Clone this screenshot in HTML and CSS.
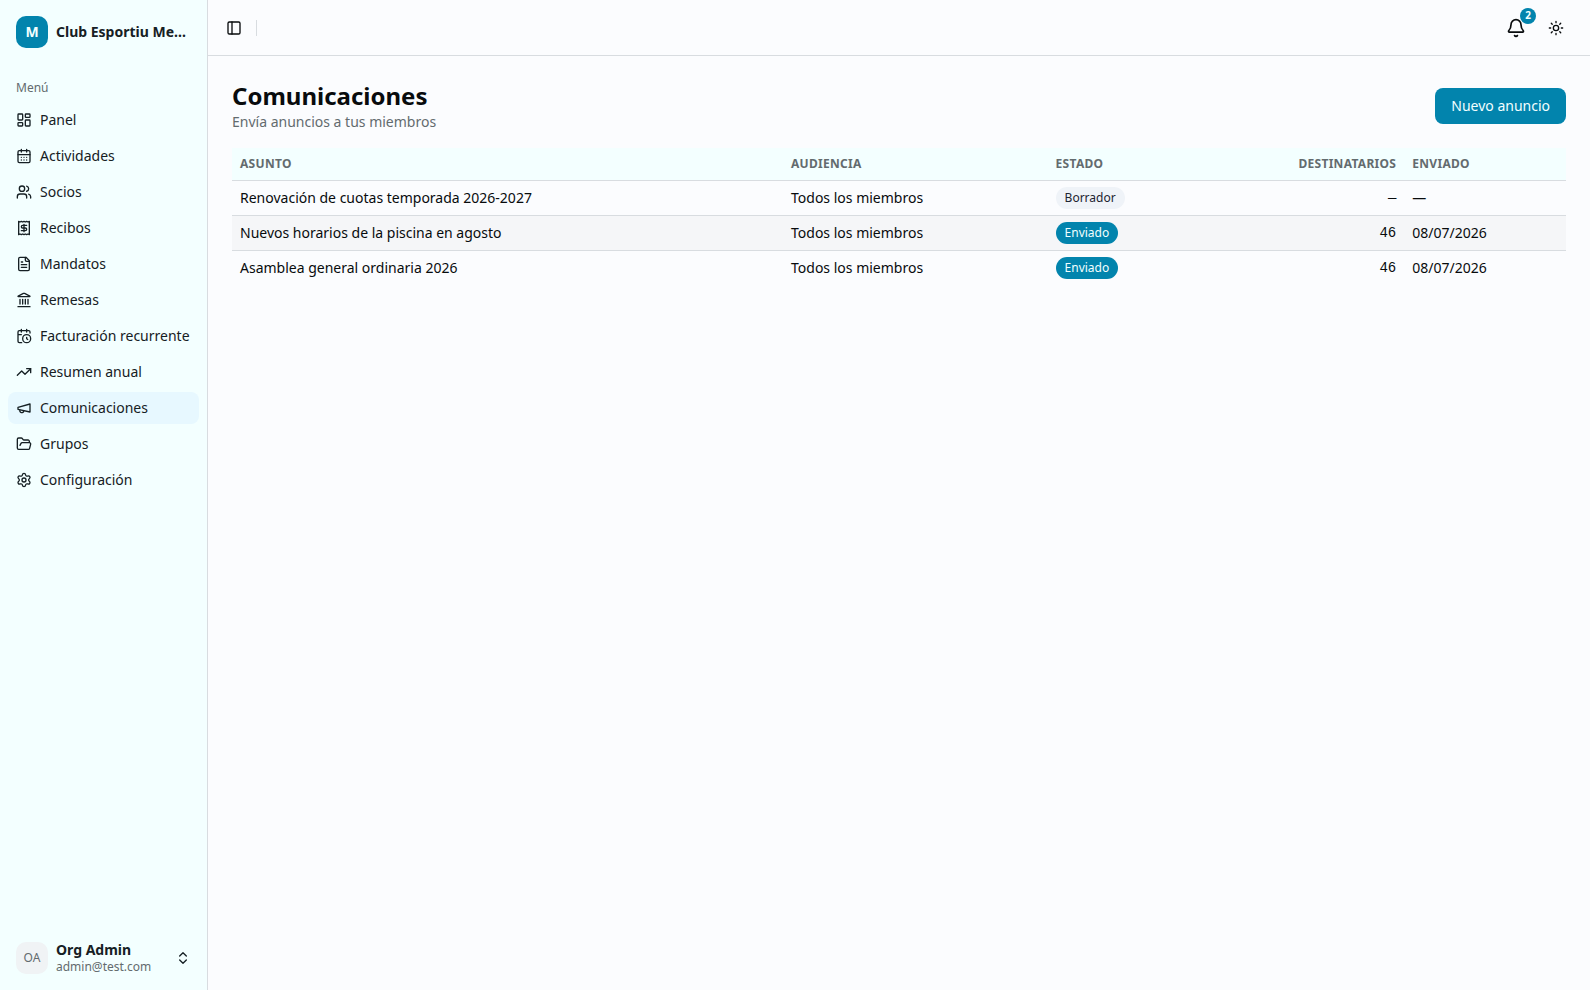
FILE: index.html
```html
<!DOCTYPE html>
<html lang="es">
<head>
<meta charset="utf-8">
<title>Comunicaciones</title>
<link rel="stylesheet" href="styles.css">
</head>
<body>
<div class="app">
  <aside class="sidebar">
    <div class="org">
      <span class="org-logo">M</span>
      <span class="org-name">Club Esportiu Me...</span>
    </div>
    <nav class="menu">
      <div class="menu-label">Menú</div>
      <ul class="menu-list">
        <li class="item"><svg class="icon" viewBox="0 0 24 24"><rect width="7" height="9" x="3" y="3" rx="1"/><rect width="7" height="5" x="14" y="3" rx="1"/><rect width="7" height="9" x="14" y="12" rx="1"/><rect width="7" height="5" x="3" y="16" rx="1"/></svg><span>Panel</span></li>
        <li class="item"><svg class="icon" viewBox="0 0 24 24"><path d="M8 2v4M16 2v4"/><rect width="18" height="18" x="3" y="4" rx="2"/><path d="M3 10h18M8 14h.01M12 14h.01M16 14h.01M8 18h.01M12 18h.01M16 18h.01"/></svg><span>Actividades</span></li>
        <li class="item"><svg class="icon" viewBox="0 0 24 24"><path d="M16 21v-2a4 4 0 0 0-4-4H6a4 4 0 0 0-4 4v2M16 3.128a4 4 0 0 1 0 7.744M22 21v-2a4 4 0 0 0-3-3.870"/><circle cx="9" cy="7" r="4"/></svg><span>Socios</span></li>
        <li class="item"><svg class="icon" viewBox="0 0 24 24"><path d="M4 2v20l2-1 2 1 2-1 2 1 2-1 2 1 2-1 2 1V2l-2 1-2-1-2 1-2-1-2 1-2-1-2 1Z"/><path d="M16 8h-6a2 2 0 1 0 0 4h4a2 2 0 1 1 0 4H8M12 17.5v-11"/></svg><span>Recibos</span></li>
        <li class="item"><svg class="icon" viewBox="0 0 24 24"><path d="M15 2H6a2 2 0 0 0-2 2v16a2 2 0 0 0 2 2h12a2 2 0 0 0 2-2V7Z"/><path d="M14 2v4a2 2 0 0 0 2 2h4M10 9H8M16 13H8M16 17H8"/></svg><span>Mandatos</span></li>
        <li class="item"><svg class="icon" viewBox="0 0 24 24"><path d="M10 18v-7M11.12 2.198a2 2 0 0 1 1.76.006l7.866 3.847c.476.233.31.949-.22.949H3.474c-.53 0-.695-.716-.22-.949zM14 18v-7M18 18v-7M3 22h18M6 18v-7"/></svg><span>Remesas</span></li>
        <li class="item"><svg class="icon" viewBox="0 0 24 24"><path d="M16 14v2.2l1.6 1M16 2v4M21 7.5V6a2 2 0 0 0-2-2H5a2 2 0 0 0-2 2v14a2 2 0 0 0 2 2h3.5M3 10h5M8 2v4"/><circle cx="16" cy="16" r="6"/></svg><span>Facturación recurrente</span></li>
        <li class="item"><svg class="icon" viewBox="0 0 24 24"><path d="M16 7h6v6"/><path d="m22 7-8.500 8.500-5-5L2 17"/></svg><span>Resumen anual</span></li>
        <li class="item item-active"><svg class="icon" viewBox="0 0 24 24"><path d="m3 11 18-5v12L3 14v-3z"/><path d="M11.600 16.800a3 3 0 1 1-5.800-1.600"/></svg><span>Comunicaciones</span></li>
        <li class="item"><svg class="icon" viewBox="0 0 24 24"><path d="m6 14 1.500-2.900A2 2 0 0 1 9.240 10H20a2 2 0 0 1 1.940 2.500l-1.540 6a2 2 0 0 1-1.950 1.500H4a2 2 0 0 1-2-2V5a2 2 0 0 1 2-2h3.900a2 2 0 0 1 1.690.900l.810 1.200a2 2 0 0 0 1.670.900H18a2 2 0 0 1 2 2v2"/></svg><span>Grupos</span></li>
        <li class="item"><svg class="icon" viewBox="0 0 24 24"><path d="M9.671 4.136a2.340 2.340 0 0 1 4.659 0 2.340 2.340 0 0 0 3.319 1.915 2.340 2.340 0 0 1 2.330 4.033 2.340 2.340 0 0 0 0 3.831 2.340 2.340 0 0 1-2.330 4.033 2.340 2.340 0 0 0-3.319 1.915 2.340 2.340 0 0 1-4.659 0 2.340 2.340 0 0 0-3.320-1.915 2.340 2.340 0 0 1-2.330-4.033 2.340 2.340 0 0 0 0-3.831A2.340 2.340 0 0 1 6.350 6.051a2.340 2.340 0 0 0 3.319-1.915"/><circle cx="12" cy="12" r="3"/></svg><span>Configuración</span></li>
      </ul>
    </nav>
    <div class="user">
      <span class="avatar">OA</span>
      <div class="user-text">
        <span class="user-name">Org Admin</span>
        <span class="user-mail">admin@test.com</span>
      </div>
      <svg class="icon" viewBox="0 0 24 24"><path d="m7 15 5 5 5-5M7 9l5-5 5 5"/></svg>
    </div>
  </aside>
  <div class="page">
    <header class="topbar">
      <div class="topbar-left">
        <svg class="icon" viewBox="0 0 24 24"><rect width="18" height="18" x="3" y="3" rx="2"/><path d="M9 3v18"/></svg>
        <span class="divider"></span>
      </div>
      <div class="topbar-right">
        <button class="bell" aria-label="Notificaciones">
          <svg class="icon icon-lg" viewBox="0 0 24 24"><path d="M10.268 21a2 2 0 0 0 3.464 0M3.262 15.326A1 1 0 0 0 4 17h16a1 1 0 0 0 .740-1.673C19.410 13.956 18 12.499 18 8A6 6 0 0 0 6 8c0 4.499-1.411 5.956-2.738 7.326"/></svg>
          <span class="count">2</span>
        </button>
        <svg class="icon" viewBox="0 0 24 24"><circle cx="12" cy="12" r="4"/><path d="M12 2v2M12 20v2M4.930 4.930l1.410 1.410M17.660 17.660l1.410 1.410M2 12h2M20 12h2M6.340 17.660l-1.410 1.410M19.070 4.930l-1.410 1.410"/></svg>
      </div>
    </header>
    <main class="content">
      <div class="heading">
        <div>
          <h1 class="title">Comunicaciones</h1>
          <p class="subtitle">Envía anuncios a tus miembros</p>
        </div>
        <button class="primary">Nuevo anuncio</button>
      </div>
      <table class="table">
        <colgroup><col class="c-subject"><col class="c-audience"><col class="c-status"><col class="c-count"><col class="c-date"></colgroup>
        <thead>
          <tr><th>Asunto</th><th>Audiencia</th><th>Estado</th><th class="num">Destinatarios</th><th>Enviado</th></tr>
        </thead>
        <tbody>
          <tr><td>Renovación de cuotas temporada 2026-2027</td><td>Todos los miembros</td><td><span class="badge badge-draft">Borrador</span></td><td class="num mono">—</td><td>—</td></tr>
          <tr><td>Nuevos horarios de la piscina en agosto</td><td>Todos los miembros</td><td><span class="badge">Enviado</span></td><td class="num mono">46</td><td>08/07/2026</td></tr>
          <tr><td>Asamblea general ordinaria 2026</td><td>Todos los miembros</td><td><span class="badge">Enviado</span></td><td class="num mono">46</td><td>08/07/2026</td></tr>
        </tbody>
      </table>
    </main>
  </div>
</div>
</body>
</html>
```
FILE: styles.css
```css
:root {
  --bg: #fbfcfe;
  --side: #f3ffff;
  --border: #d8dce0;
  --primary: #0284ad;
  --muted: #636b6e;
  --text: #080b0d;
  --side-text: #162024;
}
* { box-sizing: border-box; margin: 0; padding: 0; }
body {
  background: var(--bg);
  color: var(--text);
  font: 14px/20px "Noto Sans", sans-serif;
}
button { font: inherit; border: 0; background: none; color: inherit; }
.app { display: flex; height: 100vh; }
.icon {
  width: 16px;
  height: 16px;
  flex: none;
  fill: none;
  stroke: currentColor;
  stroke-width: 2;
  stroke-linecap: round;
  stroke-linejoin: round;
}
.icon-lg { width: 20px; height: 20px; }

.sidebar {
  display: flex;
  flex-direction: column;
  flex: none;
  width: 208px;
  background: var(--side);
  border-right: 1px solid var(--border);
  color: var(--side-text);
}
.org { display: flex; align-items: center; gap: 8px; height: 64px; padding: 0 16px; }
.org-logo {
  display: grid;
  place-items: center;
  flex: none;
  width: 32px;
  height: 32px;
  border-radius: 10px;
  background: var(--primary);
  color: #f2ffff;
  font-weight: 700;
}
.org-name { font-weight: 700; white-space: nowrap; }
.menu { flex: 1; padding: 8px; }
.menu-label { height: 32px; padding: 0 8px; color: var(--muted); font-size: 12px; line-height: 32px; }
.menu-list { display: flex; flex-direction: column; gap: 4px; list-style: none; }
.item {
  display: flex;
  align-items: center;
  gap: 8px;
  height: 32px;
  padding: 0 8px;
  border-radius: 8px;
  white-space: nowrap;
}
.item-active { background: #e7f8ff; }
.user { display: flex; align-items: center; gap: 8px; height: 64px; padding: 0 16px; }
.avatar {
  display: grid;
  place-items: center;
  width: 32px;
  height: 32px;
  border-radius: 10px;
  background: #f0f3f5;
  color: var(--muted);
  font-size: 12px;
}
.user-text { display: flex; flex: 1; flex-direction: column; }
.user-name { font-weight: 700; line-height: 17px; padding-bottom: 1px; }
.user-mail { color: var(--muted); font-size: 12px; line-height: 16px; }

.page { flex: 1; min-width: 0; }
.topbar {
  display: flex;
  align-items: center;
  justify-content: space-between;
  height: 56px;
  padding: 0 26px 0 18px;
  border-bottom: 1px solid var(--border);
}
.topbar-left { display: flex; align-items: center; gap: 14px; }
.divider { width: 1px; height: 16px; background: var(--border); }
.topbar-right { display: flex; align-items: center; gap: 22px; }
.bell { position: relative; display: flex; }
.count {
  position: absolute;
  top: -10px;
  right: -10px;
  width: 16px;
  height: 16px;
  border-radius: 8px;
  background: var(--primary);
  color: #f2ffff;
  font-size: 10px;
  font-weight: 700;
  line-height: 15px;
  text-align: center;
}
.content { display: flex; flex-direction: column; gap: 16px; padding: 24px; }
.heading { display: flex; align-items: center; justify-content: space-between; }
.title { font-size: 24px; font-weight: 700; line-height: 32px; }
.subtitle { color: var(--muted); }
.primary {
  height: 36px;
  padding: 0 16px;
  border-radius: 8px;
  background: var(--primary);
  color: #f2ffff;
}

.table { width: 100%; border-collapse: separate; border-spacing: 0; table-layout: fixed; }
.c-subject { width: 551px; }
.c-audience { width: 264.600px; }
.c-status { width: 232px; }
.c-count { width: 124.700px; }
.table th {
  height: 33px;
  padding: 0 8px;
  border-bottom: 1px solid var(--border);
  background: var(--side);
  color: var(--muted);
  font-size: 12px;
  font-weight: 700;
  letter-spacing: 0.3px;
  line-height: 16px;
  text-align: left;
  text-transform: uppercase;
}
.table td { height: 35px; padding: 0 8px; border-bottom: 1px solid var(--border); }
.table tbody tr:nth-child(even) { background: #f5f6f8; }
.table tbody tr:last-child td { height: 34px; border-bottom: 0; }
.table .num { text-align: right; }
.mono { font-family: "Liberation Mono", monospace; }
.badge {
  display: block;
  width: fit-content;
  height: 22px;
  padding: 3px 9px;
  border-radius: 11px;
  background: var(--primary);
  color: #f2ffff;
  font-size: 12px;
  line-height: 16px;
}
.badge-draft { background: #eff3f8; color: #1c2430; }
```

---

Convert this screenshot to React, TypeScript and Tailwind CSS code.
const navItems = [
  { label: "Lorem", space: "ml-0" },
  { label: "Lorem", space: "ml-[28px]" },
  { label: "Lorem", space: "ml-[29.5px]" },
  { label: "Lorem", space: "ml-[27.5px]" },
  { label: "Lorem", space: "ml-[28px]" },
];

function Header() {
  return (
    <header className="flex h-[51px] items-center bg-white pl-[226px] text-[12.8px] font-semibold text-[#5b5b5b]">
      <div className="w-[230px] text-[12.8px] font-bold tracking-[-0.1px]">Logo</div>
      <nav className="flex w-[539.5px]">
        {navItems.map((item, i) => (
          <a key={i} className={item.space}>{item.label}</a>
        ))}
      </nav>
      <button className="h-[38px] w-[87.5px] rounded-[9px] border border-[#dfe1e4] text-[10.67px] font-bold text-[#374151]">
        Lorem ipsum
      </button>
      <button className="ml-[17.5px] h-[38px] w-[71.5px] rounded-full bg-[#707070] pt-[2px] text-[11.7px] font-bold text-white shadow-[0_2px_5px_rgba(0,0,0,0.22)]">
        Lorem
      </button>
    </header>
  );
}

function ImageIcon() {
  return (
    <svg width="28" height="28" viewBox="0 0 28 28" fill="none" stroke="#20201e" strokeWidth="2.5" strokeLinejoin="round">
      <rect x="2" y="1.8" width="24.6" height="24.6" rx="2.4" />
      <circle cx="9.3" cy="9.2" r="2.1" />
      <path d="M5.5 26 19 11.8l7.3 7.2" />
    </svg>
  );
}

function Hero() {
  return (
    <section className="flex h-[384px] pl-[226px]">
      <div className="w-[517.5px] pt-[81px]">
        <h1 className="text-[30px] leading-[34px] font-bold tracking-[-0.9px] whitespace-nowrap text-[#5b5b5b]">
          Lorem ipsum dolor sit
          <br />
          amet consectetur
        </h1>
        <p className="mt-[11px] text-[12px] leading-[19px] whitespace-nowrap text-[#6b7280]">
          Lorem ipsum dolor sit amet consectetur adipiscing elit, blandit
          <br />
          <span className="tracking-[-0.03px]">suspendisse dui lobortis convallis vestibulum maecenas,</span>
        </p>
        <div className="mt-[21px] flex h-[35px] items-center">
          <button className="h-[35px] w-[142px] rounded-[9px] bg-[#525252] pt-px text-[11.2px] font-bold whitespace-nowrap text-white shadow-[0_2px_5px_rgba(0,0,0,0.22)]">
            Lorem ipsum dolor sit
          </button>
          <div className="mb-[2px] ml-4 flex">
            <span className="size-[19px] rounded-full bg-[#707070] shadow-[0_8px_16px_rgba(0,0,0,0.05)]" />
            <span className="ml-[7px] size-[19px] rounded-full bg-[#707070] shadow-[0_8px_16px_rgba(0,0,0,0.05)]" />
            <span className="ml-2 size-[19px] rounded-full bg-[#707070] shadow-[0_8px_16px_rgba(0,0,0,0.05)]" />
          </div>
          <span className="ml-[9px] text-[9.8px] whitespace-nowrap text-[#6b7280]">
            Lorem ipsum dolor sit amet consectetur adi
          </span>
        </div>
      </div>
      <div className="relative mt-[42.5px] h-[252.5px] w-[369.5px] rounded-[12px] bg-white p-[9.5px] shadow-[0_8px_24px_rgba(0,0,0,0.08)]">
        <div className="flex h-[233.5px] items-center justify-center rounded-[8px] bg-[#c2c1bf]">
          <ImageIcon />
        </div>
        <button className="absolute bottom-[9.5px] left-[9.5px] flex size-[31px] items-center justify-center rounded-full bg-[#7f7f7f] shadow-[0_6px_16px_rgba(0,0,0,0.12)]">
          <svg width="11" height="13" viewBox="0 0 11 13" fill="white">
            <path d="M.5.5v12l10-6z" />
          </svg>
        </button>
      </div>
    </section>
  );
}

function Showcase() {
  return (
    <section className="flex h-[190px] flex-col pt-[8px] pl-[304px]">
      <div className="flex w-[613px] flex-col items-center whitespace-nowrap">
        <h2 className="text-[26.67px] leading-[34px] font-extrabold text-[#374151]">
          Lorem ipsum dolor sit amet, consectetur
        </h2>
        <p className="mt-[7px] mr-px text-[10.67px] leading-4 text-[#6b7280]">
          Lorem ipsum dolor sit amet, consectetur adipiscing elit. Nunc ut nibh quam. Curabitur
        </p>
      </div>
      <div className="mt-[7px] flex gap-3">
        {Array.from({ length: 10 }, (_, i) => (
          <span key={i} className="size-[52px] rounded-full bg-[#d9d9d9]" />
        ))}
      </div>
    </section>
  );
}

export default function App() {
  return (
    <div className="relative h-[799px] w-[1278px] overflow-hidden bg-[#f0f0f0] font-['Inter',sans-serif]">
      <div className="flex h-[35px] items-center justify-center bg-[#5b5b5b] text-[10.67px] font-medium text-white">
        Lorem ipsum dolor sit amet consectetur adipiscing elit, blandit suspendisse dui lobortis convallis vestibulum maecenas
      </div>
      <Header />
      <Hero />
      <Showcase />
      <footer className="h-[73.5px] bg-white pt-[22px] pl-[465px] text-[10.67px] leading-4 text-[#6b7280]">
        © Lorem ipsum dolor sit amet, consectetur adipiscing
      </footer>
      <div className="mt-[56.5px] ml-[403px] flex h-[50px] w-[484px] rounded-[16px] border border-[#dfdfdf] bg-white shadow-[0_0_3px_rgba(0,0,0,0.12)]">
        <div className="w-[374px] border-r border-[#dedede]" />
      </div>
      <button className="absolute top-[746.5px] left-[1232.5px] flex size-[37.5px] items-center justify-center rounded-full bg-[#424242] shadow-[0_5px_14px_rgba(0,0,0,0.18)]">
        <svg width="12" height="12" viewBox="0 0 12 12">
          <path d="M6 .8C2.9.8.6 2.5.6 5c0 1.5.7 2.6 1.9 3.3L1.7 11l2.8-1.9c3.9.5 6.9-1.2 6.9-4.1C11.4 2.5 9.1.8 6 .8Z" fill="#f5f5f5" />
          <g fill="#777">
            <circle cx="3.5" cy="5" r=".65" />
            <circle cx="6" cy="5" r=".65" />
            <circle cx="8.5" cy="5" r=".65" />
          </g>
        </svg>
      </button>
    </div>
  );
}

* _What needs to be done_:
Look above for every line with the word "screenshot" and copy it.

* _Solution to this exercise_:
Clone this screenshot in HTML and CSS.
Convert this screenshot to React, TypeScript and Tailwind CSS code.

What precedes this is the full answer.